Sixteen days later, New York-born Ira Frederick Aldridge – known as the ‘Negro Tragedian’ – was asked to replace him as the Moor. His chequered career in England coincided with the final push towards the abolition of the slave trade there.
By the 1600s England had emerged as the dominant slave dealing nation in the Atlantic slave trade. As the Empire expanded, slaves were sent across the seas to work on plantations in the Caribbean or the Americas. Smaller numbers were ferried into the ports of London, Liverpool, or Bristol. To have an African servant became a status symbol. Samuel Pepys employed a ‘blackmore’ cook, Dr. Samuel Johnson engaged Jamaica-born manservant Francis Barber, and Royal Academy sculptor Joseph Nollekens’ female servant was nicknamed Miss Bronze.

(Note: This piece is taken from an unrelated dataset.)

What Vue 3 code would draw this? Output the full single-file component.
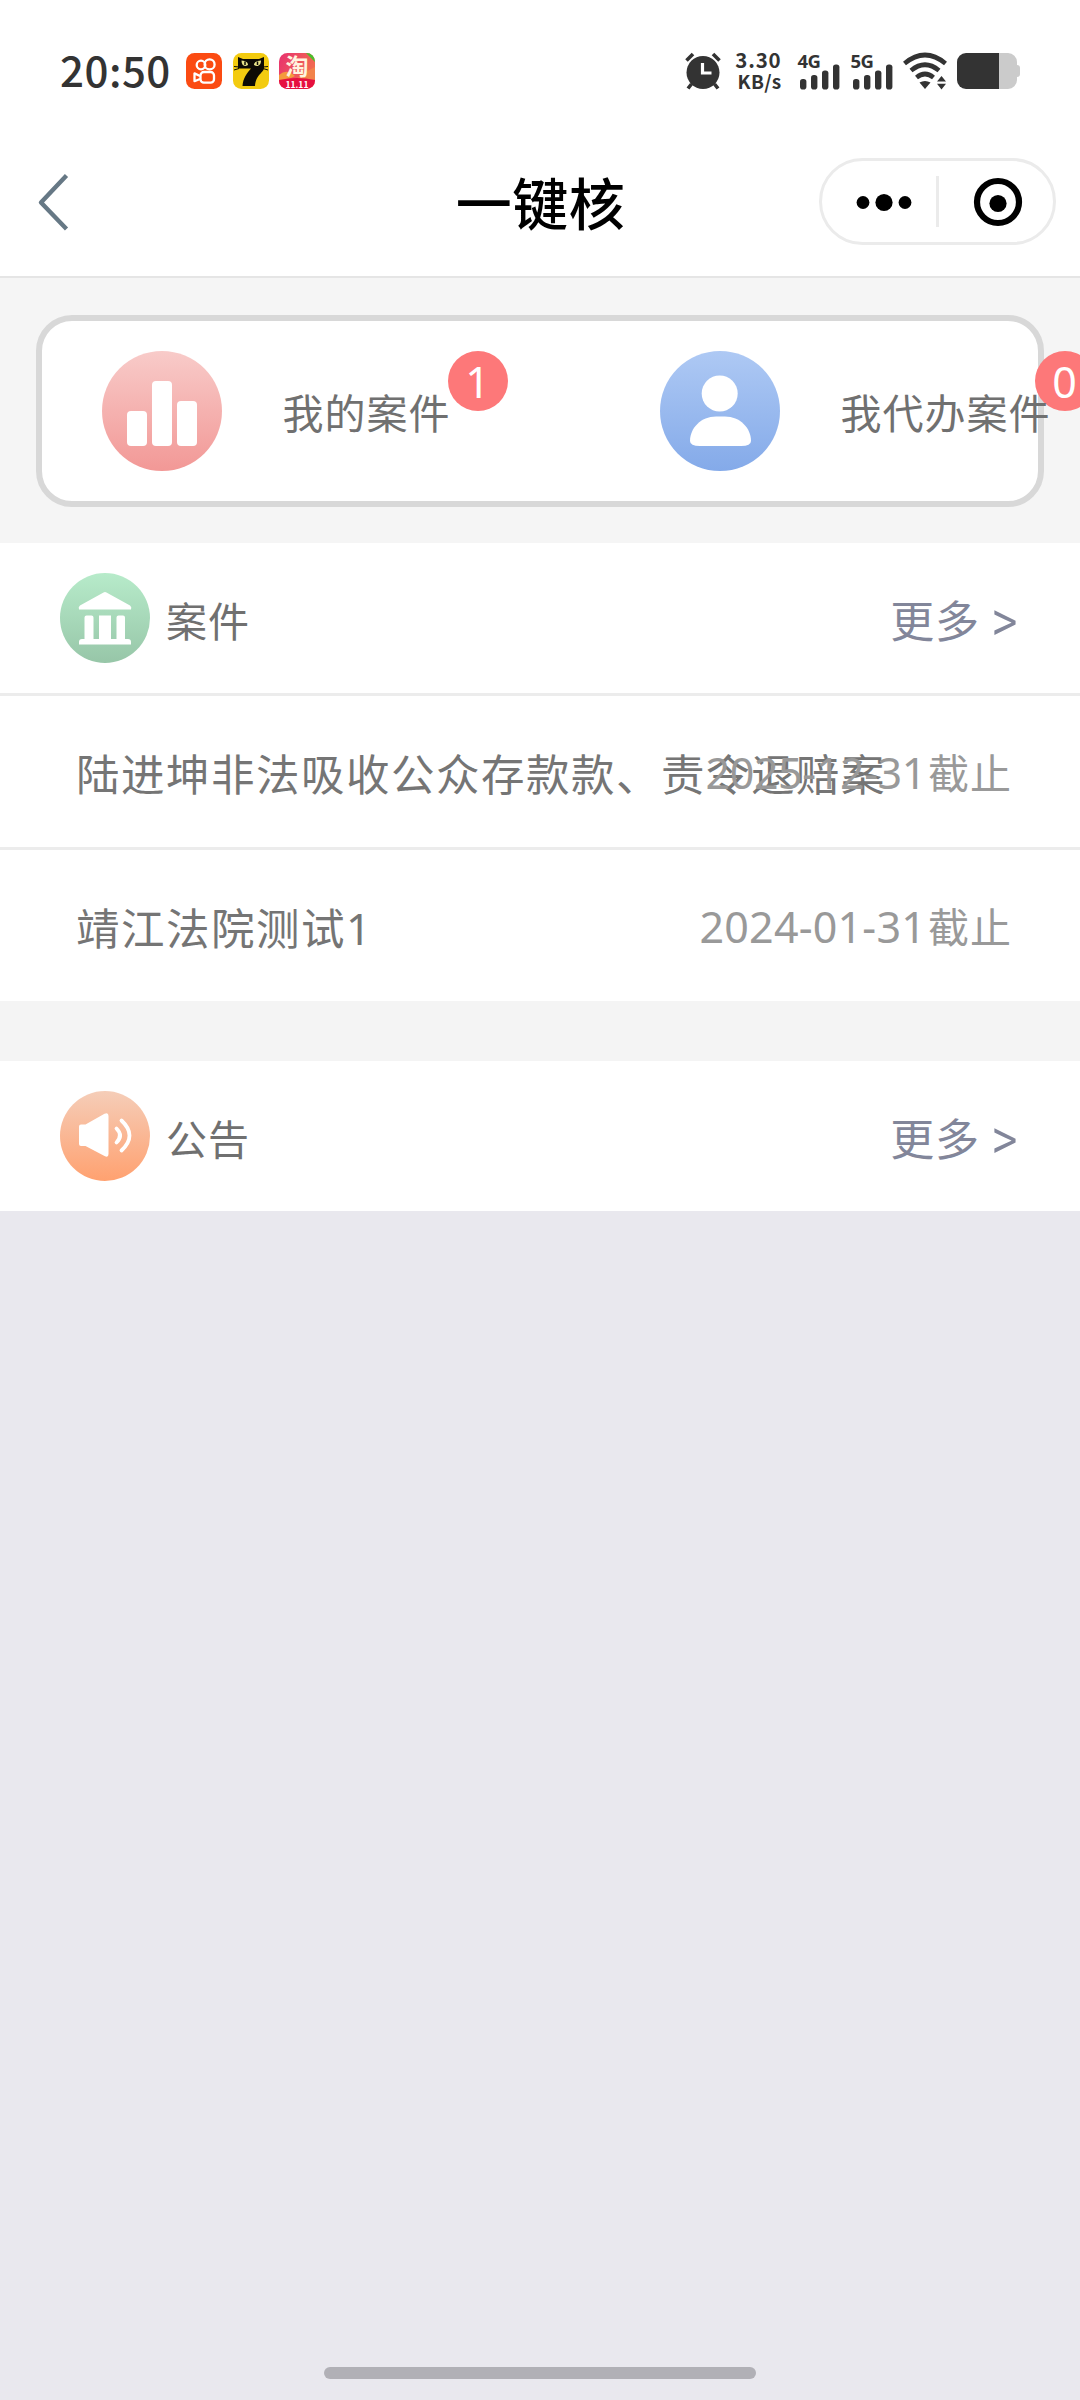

The visibility of deprived black people in London is evidenced by William Hogarth’s 1738 engraving ‘Four Times a Day: Noon.’ Their number increased sharply when former slaves who had been recruited to fight on the British side in the American Revolutionary War (Black Loyalists) arrived in the London. Abandoned by the authorities, these soldiers were deprived of pensions, and forced into beggary. In a parallel process, the brutal nature of the slave trade gave rise to the abolitionist movement. Early white protests were uttered by members of the Society of Friends. In 1783, a number of Quakers established the London Committee to Abolish the Slave Trade, Britain’s first anti-slavery society.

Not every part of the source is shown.